Superior Listening Comprehension In French (How To Get There?)
Superior Listening Comprehension in French (How to get there?)
I have a few weeks before I start a class that requires students to understand speeches given by French-speaking presidents and world leaders.
Currently, my French comprehension is, honestly, at about 70 to 80% at the moment.
I have a tutor who records 30-minute monologues on subjects that I AM INTERESTED IN, so the input is interesting and compelling. He speaks at native-level speed, and the expressions and sentences are not made any easier just because I’m a student.
But, today, I went to the Elysee’s website to watch “Le Point Presse,” which is similar to the “Press Briefings” held at the White House, and I had trouble following along. I also couldn't follow some of the speeches by François Hollande.
While I understood about 80% - that’s not enough. I need to be able to clearly understand the points these speakers are making so I can discuss them in class. I can't discuss what I haven't understood.
I am reading like the wind; things like L'Express, Le Monde (this one is tough), Le Nouvel Observateur, Le Monde Diplomatique, Euro News, etc.

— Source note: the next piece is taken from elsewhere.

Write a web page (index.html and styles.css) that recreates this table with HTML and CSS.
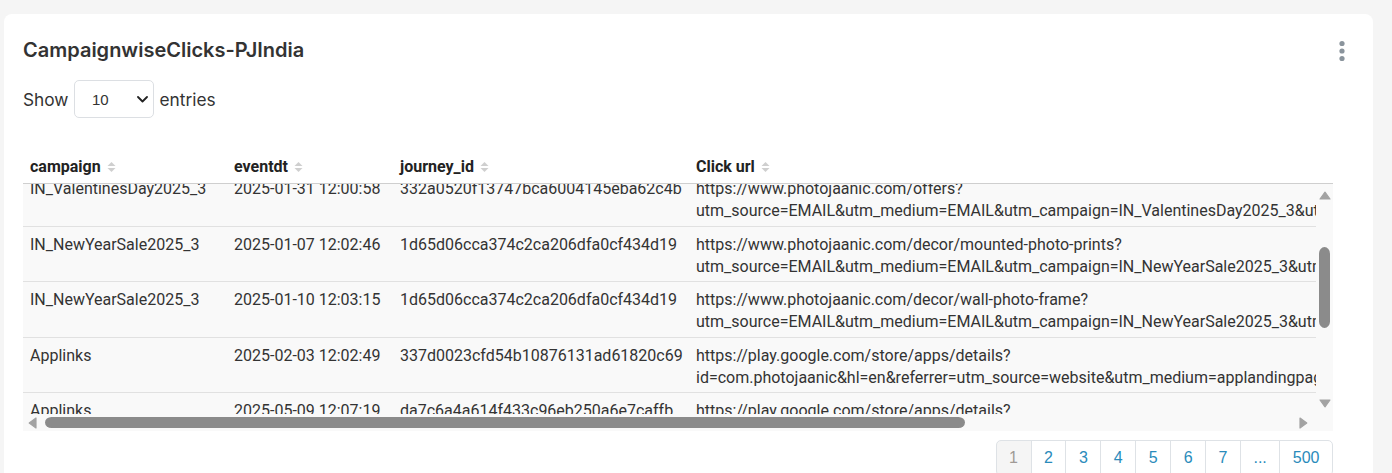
FILE: index.html
```html
<!DOCTYPE html>
<html lang="en">
<head>
<meta charset="utf-8">
<title>CampaignwiseClicks-PJIndia</title>
<link rel="stylesheet" href="styles.css">
</head>
<body>
<div class="card">
  <button class="kebab" type="button" aria-label="Menu">
    <svg width="6" height="22" viewBox="0 0 6 22"><circle cx="3" cy="3.5" r="2.6"/><circle cx="3" cy="11" r="2.6"/><circle cx="3" cy="18.5" r="2.6"/></svg>
  </button>
  <h2 class="title">CampaignwiseClicks-PJIndia</h2>
  <div class="length">
    <span>Show</span>
    <span class="select-wrap">
      <select class="select"><option>10</option><option>25</option><option>50</option><option>100</option></select>
      <svg class="chev" width="11" height="7" viewBox="0 0 11 7"><path d="M1 1l4.5 4.5L10 1" fill="none" stroke="#222" stroke-width="1.8" stroke-linecap="round" stroke-linejoin="round"/></svg>
    </span>
    <span>entries</span>
  </div>

  <div class="dt-scroll">
    <div class="dt-head" id="dtHead">
      <table class="grid">
        <colgroup><col class="c1"><col class="c2"><col class="c3"><col class="c4"></colgroup>
        <thead>
          <tr>
            <th>campaign <svg class="sort" width="9" height="12" viewBox="0 0 9 12"><path d="M0.5 5L4.5 1l4 4z M0.5 7l4 4 4-4z"/></svg></th>
            <th>eventdt <svg class="sort" width="9" height="12" viewBox="0 0 9 12"><path d="M0.5 5L4.5 1l4 4z M0.5 7l4 4 4-4z"/></svg></th>
            <th>journey_id <svg class="sort" width="9" height="12" viewBox="0 0 9 12"><path d="M0.5 5L4.5 1l4 4z M0.5 7l4 4 4-4z"/></svg></th>
            <th>Click url <svg class="sort" width="9" height="12" viewBox="0 0 9 12"><path d="M0.5 5L4.5 1l4 4z M0.5 7l4 4 4-4z"/></svg></th>
          </tr>
        </thead>
      </table>
    </div>
    <div class="dt-body" id="dtBody">
      <table class="grid">
        <colgroup><col class="c1"><col class="c2"><col class="c3"><col class="c4"></colgroup>
        <tbody>
          <tr><td>IN_NewYearSale2025_3</td><td>2025-01-05 12:01:37</td><td>1d65d06cca374c2ca206dfa0cf434d19</td><td>https://www.photojaanic.com/photo-books?<wbr>utm_source=EMAIL&amp;utm_medium=EMAIL&amp;utm_campaign=IN_NewYearSale2025_3&amp;utm_content=books_block&amp;utm_term=newyear_sale</td></tr>
          <tr><td>IN_ValentinesDay2025_3</td><td>2025-01-31 11:58:20</td><td>332a0520f13747bca6004145eba62c4b</td><td>https://www.photojaanic.com/gifts/photo-mugs?<wbr>utm_source=EMAIL&amp;utm_medium=EMAIL&amp;utm_campaign=IN_ValentinesDay2025_3&amp;utm_content=gifts_block&amp;utm_term=valentines</td></tr>
          <tr><td>IN_ValentinesDay2025_3</td><td>2025-01-31 12:00:58</td><td>332a0520f13747bca6004145eba62c4b</td><td>https://www.photojaanic.com/offers?<wbr>utm_source=EMAIL&amp;utm_medium=EMAIL&amp;utm_campaign=IN_ValentinesDay2025_3&amp;utm_content=offers_banner&amp;utm_term=valentines</td></tr>
          <tr><td>IN_NewYearSale2025_3</td><td>2025-01-07 12:02:46</td><td>1d65d06cca374c2ca206dfa0cf434d19</td><td>https://www.photojaanic.com/decor/mounted-photo-prints?<wbr>utm_source=EMAIL&amp;utm_medium=EMAIL&amp;utm_campaign=IN_NewYearSale2025_3&amp;utm_content=decor_block&amp;utm_term=newyear_sale</td></tr>
          <tr><td>IN_NewYearSale2025_3</td><td>2025-01-10 12:03:15</td><td>1d65d06cca374c2ca206dfa0cf434d19</td><td>https://www.photojaanic.com/decor/wall-photo-frame?<wbr>utm_source=EMAIL&amp;utm_medium=EMAIL&amp;utm_campaign=IN_NewYearSale2025_3&amp;utm_content=decor_block&amp;utm_term=newyear_sale</td></tr>
          <tr><td>Applinks</td><td>2025-02-03 12:02:49</td><td>337d0023cfd54b10876131ad61820c69</td><td>https://play.google.com/store/apps/details?<wbr>id=com.photojaanic&amp;hl=en&amp;referrer=utm_source=website&amp;utm_medium=applandingpage&amp;utm_campaign=applinks&amp;utm_term=app</td></tr>
          <tr><td>Applinks</td><td>2025-05-09 12:07:19</td><td>da7c6a4a614f433c96eb250a6e7caffb</td><td>https://play.google.com/store/apps/details?<wbr>id=com.photojaanic&amp;hl=en&amp;referrer=utm_source=website&amp;utm_medium=applandingpage&amp;utm_campaign=applinks&amp;utm_term=app</td></tr>
          <tr><td>IN_NewYearSale2025_3</td><td>2025-01-08 12:05:02</td><td>5b8e1f0a2c7d4e93a1f6b0c4d2e8f715</td><td>https://www.photojaanic.com/photo-prints?<wbr>utm_source=EMAIL&amp;utm_medium=EMAIL&amp;utm_campaign=IN_NewYearSale2025_3&amp;utm_content=prints_block&amp;utm_term=newyear_sale</td></tr>
          <tr><td>Applinks</td><td>2025-03-14 12:09:41</td><td>9c41e7b2d05a4f86b3e2a7c19d0f6e58</td><td>https://play.google.com/store/apps/details?<wbr>id=com.photojaanic&amp;hl=en&amp;referrer=utm_source=website&amp;utm_medium=applandingpage&amp;utm_campaign=applinks&amp;utm_term=app</td></tr>
          <tr><td>IN_ValentinesDay2025_3</td><td>2025-02-02 12:04:26</td><td>332a0520f13747bca6004145eba62c4b</td><td>https://www.photojaanic.com/photo-books?<wbr>utm_source=EMAIL&amp;utm_medium=EMAIL&amp;utm_campaign=IN_ValentinesDay2025_3&amp;utm_content=books_block&amp;utm_term=valentines</td></tr>
        </tbody>
      </table>
    </div>
    <div class="vbar">
      <span class="sb-btn up"><svg width="12" height="9" viewBox="0 0 12 9"><path d="M6 1.2L11 8H1z" stroke-linejoin="round"/></svg></span>
      <span class="sb-track" id="vTrack"><span class="sb-thumb v" id="vThumb"></span></span>
      <span class="sb-btn down"><svg width="12" height="9" viewBox="0 0 12 9"><path d="M1 1h10L6 7.8z" stroke-linejoin="round"/></svg></span>
    </div>
    <div class="hbar">
      <span class="sb-btn left"><svg width="9" height="12" viewBox="0 0 9 12"><path d="M8 1v10L1.2 6z" stroke-linejoin="round"/></svg></span>
      <span class="sb-track" id="hTrack"><span class="sb-thumb h" id="hThumb"></span></span>
      <span class="sb-btn right"><svg width="9" height="12" viewBox="0 0 9 12"><path d="M1 1l6.8 5L1 11z" stroke-linejoin="round"/></svg></span>
    </div>
    <div class="sb-corner"></div>
  </div>

  <nav class="pager">
    <span class="page current">1</span>
    <a class="page" href="#">2</a>
    <a class="page" href="#">3</a>
    <a class="page" href="#">4</a>
    <a class="page" href="#">5</a>
    <a class="page" href="#">6</a>
    <a class="page" href="#">7</a>
    <span class="page ellipsis">...</span>
    <a class="page" href="#">500</a>
  </nav>
</div>
<script src="script.js"></script>
</body>
</html>
```

FILE: styles.css
```css
html, body {
  margin: 0;
  background: #f5f5f5;
}
body {
  font-family: Inter, "Noto Sans", sans-serif;
  color: #333;
}
.card {
  position: relative;
  background: #fff;
  border-radius: 8px;
  margin: 14px 19px 0 4px;
  padding: 24px 40px 24px 19px;
}
.kebab {
  position: absolute;
  top: 26px;
  right: 28px;
  width: 6px;
  height: 22px;
  padding: 0;
  border: 0;
  background: none;
  display: flex;
}
.kebab svg { fill: #8a949c; }
.title {
  margin: 0;
  font-size: 20px;
  line-height: 24px;
  font-weight: 600;
  color: #333;
}
.length {
  margin-top: 18px;
  display: flex;
  align-items: center;
  gap: 5.5px;
  font-size: 17.3px;
  color: #333;
}
.select-wrap {
  position: relative;
  display: flex;
}
.select {
  appearance: none;
  -webkit-appearance: none;
  width: 80px;
  height: 38px;
  border: 1px solid #dcdfe3;
  border-radius: 5px;
  background: #fff;
  padding: 0 0 0 17px;
  font-family: "Liberation Sans", Arial, sans-serif;
  font-size: 15px;
  color: #333;
}
.chev {
  position: absolute;
  right: 6px;
  top: 16px;
  pointer-events: none;
}
.dt-scroll {
  margin-top: 30px;
  display: grid;
  grid-template-columns: minmax(0, 1fr) 17px;
  grid-template-rows: auto 230px 17px;
  font-family: Roboto, "Liberation Sans", sans-serif;
  font-size: 16px;
  background: #f9f9f9;
}
.dt-head {
  grid-column: 1 / 3;
  overflow: hidden;
  background: #fff;
  border-bottom: 1px solid #cfcfcf;
}
.grid {
  table-layout: fixed;
  width: 1769px;
  border-collapse: collapse;
  border-spacing: 0;
}
.c1 { width: 204px; }
.c2 { width: 166px; }
.c3 { width: 296px; }
.c4 { width: 1103px; }
.grid th {
  text-align: left;
  font-weight: 700;
  color: #222;
  padding: 8px 11px 5px;
  line-height: 22px;
  white-space: nowrap;
}
.sort {
  fill: #cfcfcf;
  margin-left: 2px;
  vertical-align: -1px;
}
.dt-body {
  overflow: auto;
  scrollbar-width: none;
  background: #f9f9f9;
}
.grid td {
  padding: 7px 11px 3px;
  line-height: 22.25px;
  color: #333;
  vertical-align: top;
  border-top: 1px solid #e1e1e1;
}
.grid td:not(:last-child) { white-space: nowrap; }
.vbar, .hbar {
  display: flex;
  background: #f9f9f9;
}
.vbar { flex-direction: column; }
.sb-btn {
  flex: 0 0 17px;
  width: 17px;
  height: 17px;
  display: flex;
  fill: #a3a3a3;
  stroke: #a3a3a3;
  stroke-width: 1.2;
  box-sizing: border-box;
}
.sb-btn.up { align-items: flex-end; justify-content: center; padding-bottom: 1px; }
.sb-btn.down { align-items: flex-start; justify-content: center; padding-top: 2px; }
.sb-btn.left { align-items: center; justify-content: flex-end; padding-right: 3px; }
.sb-btn.right { align-items: center; justify-content: flex-start; }
.sb-track {
  position: relative;
  flex: 1 1 auto;
}
.sb-thumb {
  position: absolute;
  background: #8b8b8b;
  background-clip: padding-box;
  border-style: solid;
  border-color: transparent;
  border-radius: 9px;
}
.sb-thumb.v {
  left: 0;
  right: 0;
  border-width: 2px 3px;
}
.sb-thumb.h {
  top: 0;
  bottom: 0;
  border-width: 3px 2px;
}
.sb-corner { background: #f9f9f9; }
.pager {
  margin-top: 9px;
  display: flex;
  justify-content: flex-end;
  font-family: "Liberation Sans", Arial, sans-serif;
  font-size: 16px;
}
.page {
  display: block;
  padding: 6px 12.5px;
  line-height: 22px;
  border: 1px solid #dee2e6;
  margin-left: -1px;
  color: #2a8bbb;
  text-decoration: none;
  background: #fff;
}
.page:first-child {
  margin-left: 0;
  border-radius: 5px 0 0 5px;
}
.page:last-child { border-radius: 0 5px 5px 0; }
.page.current {
  background: #f5f5f5;
  color: #a09a96;
}
```

FILE: script.js
```js
var body = document.getElementById('dtBody');
var head = document.getElementById('dtHead');
var vTrack = document.getElementById('vTrack');
var hTrack = document.getElementById('hTrack');
var vThumb = document.getElementById('vThumb');
var hThumb = document.getElementById('hThumb');

function syncBars() {
  var ch = body.clientHeight, sh = body.scrollHeight;
  var cw = body.clientWidth, sw = body.scrollWidth;
  var vl = vTrack.clientHeight, hl = hTrack.clientWidth;
  var vlen = Math.max(20, vl * ch / sh);
  var hlen = Math.max(20, hl * cw / sw);
  var vtop = sh > ch ? body.scrollTop / (sh - ch) * (vl - vlen) : 0;
  var hleft = sw > cw ? body.scrollLeft / (sw - cw) * (hl - hlen) : 0;
  vThumb.style.height = vlen + 'px';
  vThumb.style.top = vtop + 'px';
  hThumb.style.width = hlen + 'px';
  hThumb.style.left = hleft + 'px';
  head.scrollLeft = body.scrollLeft;
}

body.scrollTop = 124.5;
body.scrollLeft = 4;
syncBars();
body.addEventListener('scroll', syncBars);
```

Am I fighting a losing battle? I don’t know how much improvement I can expect over the next 2 months ... But in order to pass this class, I need to be able to listen and understand this highly educated and deeply-idiomatic French.
Admittedly, for the past two months, I haven't been listening to much French because I was focusing on exams. But now I have more time to dedicate to this goal. I feel like I am soooo close, but yet so far away.
1) First of all, you can improve a lot in 2 months, so relax. The more relaxed and confident you are, the more you enjoy your listening and reading, the better you will do.
2) It is quite effective to listen to and read different content on similar subjects. Do a lot of both. Do it out of interest, and to enjoy the content. If you find listening content that you like, and where you like the voice, listen more than once.
3) It is often useful to latch onto longer content, an audio book, say about history or current events, for which you have the etext. You can then import the book into Ling and save the audio to your mp3 player or smart phone. If you like the voice and content matter it is often helpful to get continued dosage of a comfortable range of content matter and voice and intonation.
4) Where possible find texts with audio or audio with texts, so that you can look up what you are missing. This is not necessary but often helpful.
5) Whenever listening or reading, try to focus on phrases or terms that you have just discovered, or just noticed. This kind of helps the brain retain things.
Most of all enjoy and trust that you will improve, and improve a lot more than you think is possible, even though you don't notice this improvement every day.
As for being close yet far away, we always feel that way, as our level improves and our expectations rise, like Tantalus of Phrygia.
One more thing that I forgot. With your level in French you also need to speak a lot. If you have a tutor, get him or her to give you a google doc with your mistakes and phrases that cause you trouble for you to import into LingQ. This will make your listening and reading more effective, give it more resonance.
February 07 at 22:52
I love suggestion No. 5. This is a very smart idea.
I have a subscription to Le Monde Diplomatique, and they read out some of the articles. The audio quality is through the roof. So, I will be importing the articles into Lingq and making use of my flash cards. (I tend to not use flash cards for WORDS, I use them for phrases, mostly.)
François Fillon just gave a speech today, and the text of the speech was uploaded online, so I'll be working with that.
And I have a great audio book, which I'll try to work my way through.
Good luck and trust yourself. Mostly enjoy the process.
February 08 at 04:17
Forgot to ask you this .... is there a recommended number of hours you would suggest I listen to French, as a minimum? Of course I may do more, but let's say I'm in a crunch. I'll know to get in at least X many hours.
Steve, does listening while doing other tasks work? I heard you should pay attention while listening so you can improve, and if just listening while doing other tasks, then you won't benefit, how correct is that please? Because if it helps, then I probably can listen more than 6 hours a day!